The device proposed in the study utilizes waste cotton integrated with Triton X-100 and PPy, collectively termed CPT, as the nanoporous layer. This CPT layer is placed in a cylindrical tube with corrosion-resistant aluminium electrodes at both ends, part of which is immersed in water. The black colour of PPy enhances light absorption and evaporation on the non-immersed end. At the same time, Triton X-100 induces a high surface charge in the EDL, facilitating a high voltage generation. This design allows electricity generation simply by shining light onto the device.

Testing revealed that the device can generate a maximum voltage of 0.42 volts and 16 – 20 microamperes of current under infrared light. As a fire-sensing device, it exhibits a fast response time of 5-10 seconds. Furthermore, it maintained excellent stability over 28 days of continuous testing, with no corrosion or degradation in performance, indicating long-term viability. It also performed robustly under varying environments.

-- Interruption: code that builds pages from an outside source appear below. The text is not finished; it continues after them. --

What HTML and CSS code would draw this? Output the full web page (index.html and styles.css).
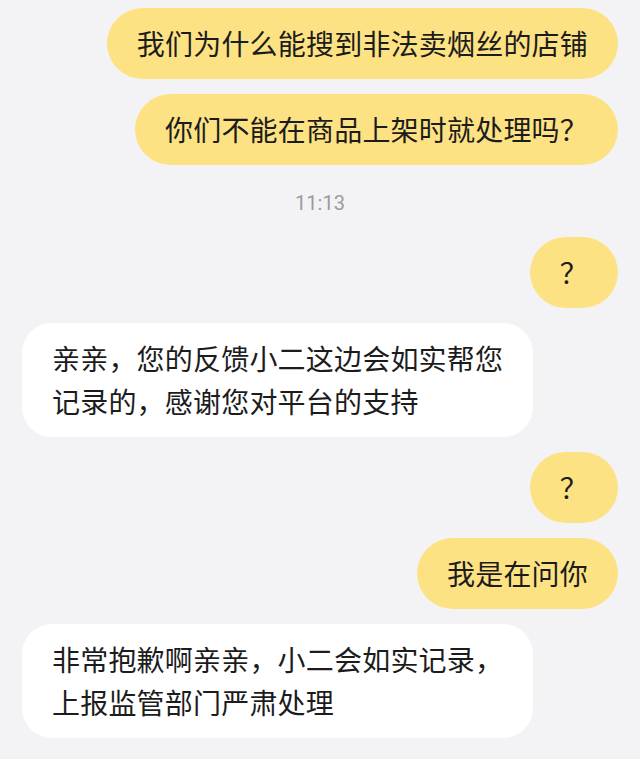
FILE: index.html
```html
<!DOCTYPE html>
<html lang="zh-CN">
<head>
<meta charset="utf-8">
<title>聊天记录</title>
<link rel="stylesheet" href="styles.css">
</head>
<body>
<div class="chat">
  <div class="row me"><div class="bubble yellow">我们为什么能搜到非法卖烟丝的店铺</div></div>
  <div class="row me"><div class="bubble yellow">你们不能在商品上架时就处理吗？</div></div>
  <div class="time">11:13</div>
  <div class="row me"><div class="bubble yellow">？</div></div>
  <div class="row them"><div class="bubble white">亲亲，您的反馈小二这边会如实帮您<br>记录的，感谢您对平台的支持</div></div>
  <div class="row me"><div class="bubble yellow">？</div></div>
  <div class="row me"><div class="bubble yellow">我是在问你</div></div>
  <div class="row them"><div class="bubble white">非常抱歉啊亲亲，小二会如实记录，<br>上报监管部门严肃处理</div></div>
</div>
</body>
</html>
```

FILE: styles.css
```css
html, body {
  margin: 0;
  padding: 0;
  background: #f3f3f5;
}
body {
  width: 640px;
  height: 759px;
  overflow: hidden;
  font-family: "Noto Sans CJK SC", "Noto Sans", sans-serif;
  color: #1c1c1c;
}
.chat {
  display: flex;
  flex-direction: column;
  gap: 15px;
  padding: 8px 22px 0;
}
.row {
  display: flex;
}
.row.me {
  justify-content: flex-end;
}
.row.them {
  justify-content: flex-start;
}
.bubble {
  font-size: 28px;
  line-height: 43px;
  letter-spacing: 0.2px;
  padding: 14px 30px;
  white-space: nowrap;
}
.yellow {
  background: #fde283;
  border-radius: 36px;
}
.white {
  background: #ffffff;
  border-radius: 30px;
}
.time {
  text-align: center;
  font-family: Roboto, "Noto Sans", sans-serif;
  font-size: 20px;
  line-height: 28px;
  color: #9b9b9d;
  margin: 9px 0 5px;
}
```
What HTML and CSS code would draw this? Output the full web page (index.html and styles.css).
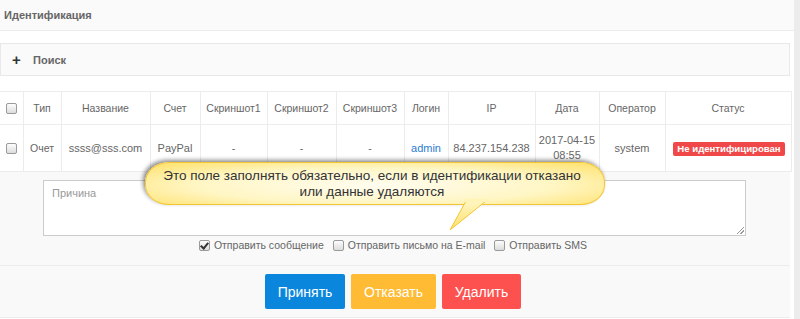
FILE: index.html
```html
<!DOCTYPE html>
<html lang="ru">
<head>
<meta charset="utf-8">
<link rel="stylesheet" href="styles.css">
</head>
<body>
<div class="page">
  <div class="title-bar">Идентификация</div>
  <div class="search-panel"><span class="plus">+</span><span>Поиск</span></div>
  <table class="grid">
    <colgroup>
      <col style="width:23px"><col style="width:38px"><col style="width:89px"><col style="width:50px">
      <col style="width:67px"><col style="width:69px"><col style="width:68px"><col style="width:44px">
      <col style="width:87px"><col style="width:64px"><col style="width:66px"><col style="width:126px">
    </colgroup>
    <thead>
      <tr>
        <th><span class="cb"></span></th>
        <th>Тип</th><th>Название</th><th>Счет</th><th>Скриншот1</th><th>Скриншот2</th><th>Скриншот3</th>
        <th>Логин</th><th>IP</th><th>Дата</th><th>Оператор</th><th>Статус</th>
      </tr>
    </thead>
    <tbody>
      <tr>
        <td><span class="cb"></span></td>
        <td>Очет</td><td class="latin">ssss@sss.com</td><td class="latin">PayPal</td><td>-</td><td>-</td><td>-</td>
        <td class="latin"><a class="link">admin</a></td><td class="latin">84.237.154.238</td><td class="latin">2017-04-15<br>08:55</td><td class="latin">system</td>
        <td><span class="badge">Не идентифицирован</span></td>
      </tr>
    </tbody>
  </table>
  <div class="reason-panel">
    <div class="textarea">Причина<span class="grip"></span></div>
    <div class="options">
      <label class="opt"><span class="cb checked"></span>Отправить сообщение</label>
      <label class="opt"><span class="cb"></span>Отправить письмо на E-mail</label>
      <label class="opt"><span class="cb"></span>Отправить SMS</label>
    </div>
  </div>
  <div class="actions">
    <button class="btn blue">Принять</button>
    <button class="btn yellow">Отказать</button>
    <button class="btn red">Удалить</button>
  </div>
  <div class="bubble">Это поле заполнять обязательно, если в идентификации отказано<br>или данные удаляются</div>
  <svg class="tail" width="50" height="34" viewBox="0 0 50 34">
    <defs>
      <linearGradient id="tg" x1="0" y1="0" x2="0" y2="1">
        <stop offset="0" stop-color="#fff6c4"/>
        <stop offset="1" stop-color="#ffe066"/>
      </linearGradient>
    </defs>
    <polygon points="26,0 46,0 10,29" fill="url(#tg)" stroke="#f3c535" stroke-width="1"/>
    <rect x="24" y="-2" width="24" height="3" fill="#fff3b8"/>
  </svg>
</div>
</body>
</html>
```

FILE: styles.css
```css
html, body {
  margin: 0;
  padding: 0;
}
body {
  background: #ececec;
  font-family: "Liberation Sans", Arial, sans-serif;
  font-size: 11px;
  color: #666;
  width: 800px;
  height: 319px;
  overflow: hidden;
}
.page {
  position: relative;
  width: 794px;
  height: 319px;
  background: #fff;
}
.title-bar {
  height: 30px;
  background: #fafafa;
  border-bottom: 1px solid #ececec;
  display: flex;
  align-items: center;
  padding-left: 4px;
  font-weight: bold;
  color: #666;
  font-size: 11px;
}
.search-panel {
  margin-top: 12px;
  width: 788px;
  height: 31px;
  border: 1px solid #e8e8e8;
  background: #fafafa;
  display: flex;
  align-items: center;
  font-weight: bold;
  color: #666;
}
.plus {
  font-size: 15px;
  color: #333;
  margin-left: 11px;
  width: 21px;
}
.grid {
  margin-top: 15px;
  border-collapse: collapse;
  table-layout: fixed;
  width: 791px;
}
.grid th, .grid td {
  border: 1px solid #ececec;
  text-align: center;
  padding: 0;
  font-weight: normal;
  color: #666;
  font-size: 10.5px;
  line-height: 15px;
}
.grid td.latin { font-size: 11px; }
.grid th:first-child, .grid td:first-child {
  border-left: none;
}
.grid th { height: 32px; }
.grid td { height: 46px; }
.link { color: #2b7dd0; }
.badge {
  display: inline-block;
  background: #f04848;
  color: #fff;
  font-weight: bold;
  font-size: 9.6px;
  line-height: 14px;
  padding: 0 4px;
  border-radius: 2px;
  margin-left: 2px;
}
.cb {
  display: inline-block;
  width: 9px;
  height: 9px;
  border: 1px solid #9a9a9a;
  border-radius: 2px;
  background: linear-gradient(#fdfdfd, #dcdcdc);
  vertical-align: middle;
  position: relative;
}
.cb.checked::after {
  content: "";
  position: absolute;
  left: 2px;
  top: 0;
  width: 3px;
  height: 6px;
  border: solid #333;
  border-width: 0 2px 2px 0;
  transform: rotate(40deg);
}
.reason-panel {
  width: 790px;
  background: #f9f9f9;
  border-bottom: 1px solid #ececec;
  padding-top: 8px;
  box-sizing: border-box;
  height: 94px;
}
.textarea {
  position: relative;
  margin-left: 43px;
  width: 688px;
  height: 44px;
  border: 1px solid #ccc;
  background: #fff;
  padding: 5px 5px 5px 8px;
  color: #999;
  font-size: 11px;
  line-height: 14px;
}
.grip {
  position: absolute;
  right: 1px;
  bottom: 1px;
  width: 7px;
  height: 7px;
  background: linear-gradient(135deg, transparent 45%, #999 45%, #999 55%, transparent 55%, transparent 70%, #999 70%, #999 80%, transparent 80%);
}
.options {
  display: flex;
  justify-content: center;
  gap: 9px;
  margin-top: 1px;
  padding-right: 4px;
  height: 16px;
  align-items: center;
}
.opt {
  display: flex;
  align-items: center;
  gap: 4px;
  color: #666;
  font-size: 10.5px;
}
.actions {
  width: 790px;
  height: 52px;
  background: #f9f9f9;
  border-bottom: 1px solid #ececec;
  box-sizing: border-box;
  display: flex;
  justify-content: center;
  align-items: center;
  gap: 6px;
  padding-right: 4px;
}
.btn {
  height: 35px;
  border: none;
  border-radius: 2px;
  color: #fff;
  font-family: "Liberation Sans", Arial, sans-serif;
  font-size: 14px;
  padding: 0;
}
.blue { background: #0a87dc; width: 80px; }
.yellow { background: #ffbb33; width: 85px; }
.red { background: #fd5150; width: 79px; }
.bubble {
  position: absolute;
  left: 145px;
  top: 162px;
  width: 460px;
  height: 43px;
  border: 1px solid #f3c535;
  border-radius: 24px / 20px;
  background: radial-gradient(ellipse at 50% 55%, #fffdf0 0%, #fff6c4 55%, #ffe066 100%);
  box-shadow: -2px -2px 4px rgba(0,0,0,0.45);
  color: #333;
  font-size: 13.5px;
  line-height: 16px;
  text-align: center;
  padding-top: 5px;
  padding-right: 6px;
  box-sizing: border-box;
}
.tail {
  position: absolute;
  left: 440px;
  top: 201px;
  overflow: visible;
}
```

“This is the first demonstration of using a hydrovoltaic system in a fire sensing application,” notes Prof. Hwang. “Our HV system has the potential to be a sustainable power source for various sensor systems, such as health and environmental monitoring systems that require uninterrupted operation.”

This innovative device demonstrates how sustainable small-scale energy systems can revolutionize fire detection, health monitoring, and environmental sensing applications.